Holden points out that the US defence space strategy published last year recognised that “the department is rapidly transforming its approach to space from a support function to a warfighting domain” and that transformation has really been seen and adopted by the other countries that recognise this.

“Space is not only critical to supporting the military capability, but also the critical national infrastructure of their own country and is becoming a domain of conflict in and of itself,” he says.

Multi-domain operations

Few modern military operations only use one domain and space, possibly more than any of the others, ironically cannot exist in a vacuum.

“There are large programmes that have been running for more than a decade, now called Network-Enabled Capability in the UK and Network-Centric Operations in the US, which were looking at how equipment in one domain can communicate with equipment in another domain to provide military capability,” says Holden.

“This has evolved over time to much more of what you might call a ‘systems way of thinking’; it's not just the equipment that needs to talk together, you've also got issues with personnel, doctrine, policy, training, procedures as well as the equipment to provide the capability.”

As well as spanning domains, space defence also has an international element, which the Ministry of Defence is particularly interested in.

Space will always have its unique characteristics, which require niche capabilities and technologies and skills and training, but the focus is on how that contributes to overall military capability.

“A good analogy of this is if you send me a message from your phone to my phone, it could well have gone over satellite or over a deep-sea cable,” he explains. “The technologies, skills and training needed to launch and maintain a satellite are very different from those needing to maintain a deep-sea cable. However, the focus is on me sending you the message and all the other contributions are adding resilience capability.”

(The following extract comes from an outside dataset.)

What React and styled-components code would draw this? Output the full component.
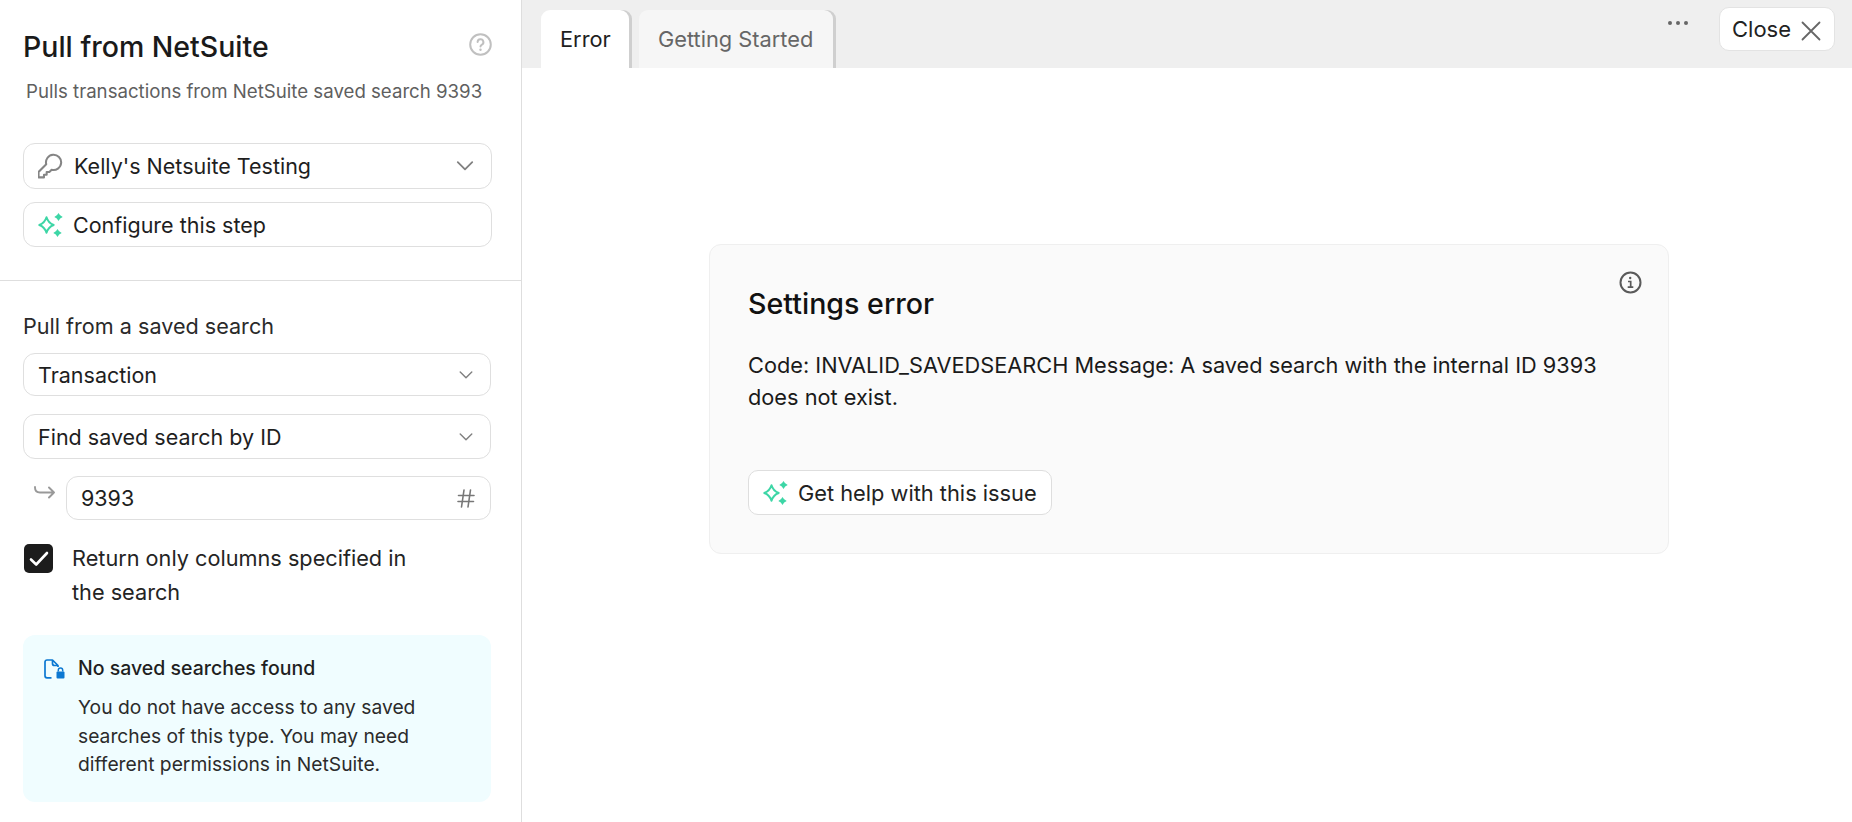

As well as spanning domains, space defence also has an international element, which the Ministry of Defence is particularly interested in.

“The two main themes that came out of our discussions with Air Vice Marshall Harv Smyth were coherence and collaboration,” Holden says. “A big part of this collaboration is with international partners. The US is very key to that collaboration, but also the [other members of] Five Eyes –

Canada, New Zealand, Australia – are very interested in working with the UK. He also mentioned India, South Korean and Japan.

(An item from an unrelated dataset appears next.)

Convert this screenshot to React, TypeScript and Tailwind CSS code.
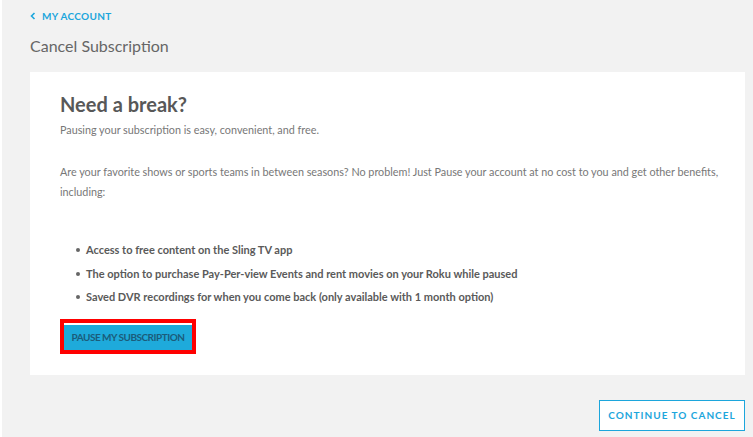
const BENEFITS = [
  "Access to free content on the Sling TV app",
  "The option to purchase Pay-Per-view Events and rent movies on your Roku while paused",
  "Saved DVR recordings for when you come back (only available with 1 month option)",
];

export default function App() {
  return (
    <div className="w-[753px] h-[437px] bg-white pl-[2px] font-['Lato',sans-serif]">
      <div className="h-full bg-[#f2f2f2] pl-[28px] pr-[8px] pt-[9px]">
        <a className="flex items-center gap-[6px] text-[10px] font-bold tracking-[0.3px] text-[#1ca6dc] h-[14px]">
          <svg width="6" height="8" viewBox="0 0 6 8" fill="none">
            <path d="M4.5 1 L1.5 4 L4.5 7" stroke="#1ca6dc" strokeWidth="1.6" />
          </svg>
          MY ACCOUNT
        </a>
        <h1 className="mt-[13px] text-[16px] leading-[20px] text-[#666]">Cancel Subscription</h1>

        <div className="mt-[16px] bg-white h-[303px] pl-[30px] pr-[10px] pt-[19px]">
          <h2 className="text-[20px] leading-[26px] font-bold text-[#585858]">Need a break?</h2>
          <p className="mt-[6px] text-[10.8px] leading-[14px] text-[#777]">
            Pausing your subscription is easy, convenient, and free.
          </p>
          <p className="mt-[25px] text-[10.8px] leading-[20px] text-[#777]">
            Are your favorite shows or sports teams in between seasons? No problem! Just Pause your account at no cost to you and get other benefits, including:
          </p>
          <ul className="mt-[41px] pl-[16px] flex flex-col gap-[9.5px]">
            {BENEFITS.map((b) => (
              <li key={b} className="flex items-center gap-[6px] text-[11px] leading-[14px] font-bold text-[#5a5a5a]">
                <span className="w-[4px] h-[4px] rounded-full bg-[#666]" />
                {b}
              </li>
            ))}
          </ul>
          <div className="mt-[15px] inline-block border-[4px] border-[#ff0000]">
            <button
              type="button"
              className="w-[128px] h-[25px] bg-[#1eaadb] text-[10px] font-bold tracking-[-0.5px] text-[#1b5c7a]"
            >
              PAUSE MY SUBSCRIPTION
            </button>
          </div>
        </div>

        <div className="flex justify-end mt-[25px]">
          <button
            type="button"
            className="w-[146px] h-[31px] border border-[#1ca6dc] bg-white text-[10px] font-bold tracking-[1px] text-[#1ca6dc]"
          >
            CONTINUE TO CANCEL
          </button>
        </div>
      </div>
    </div>
  );
}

“We're working to see how we get some of their engagement at the show as well, to make sure it's not a purely parochial UK show.”

// Image: DSEI is planning to open its doors to visitors in September. Credit: Clarion

What to expect from DSEI’s Space Hub

Looking forward to September, Holden says in common with DSEI’s other hubs, the Space Hub will offer visitors knowledge-sharing, exhibitor demonstration and product launches. 

“There will be a programme of events to allow the wider space community to connect with policymakers, procurement agents, technologies and users within the government community,” he says. “This will enable them to understand some of the strategies technologies and, crucially, ways to do business with the government, which is changing, particularly in the space domain. That's quite critical.”

Visitors can also expect what Holden describes as “a pretty stellar showcase event” as yet undisclosed, but even when the shutters close at ExCel, that will not mark the end of DSEI’s space activities. 

“One of the things that DSEI has learned is that we don't just want to walk away at the end of the show in September and then come back and reconvene two years later, so we aim to keep the space community engaged all the way through to DSEI 2023,” he says.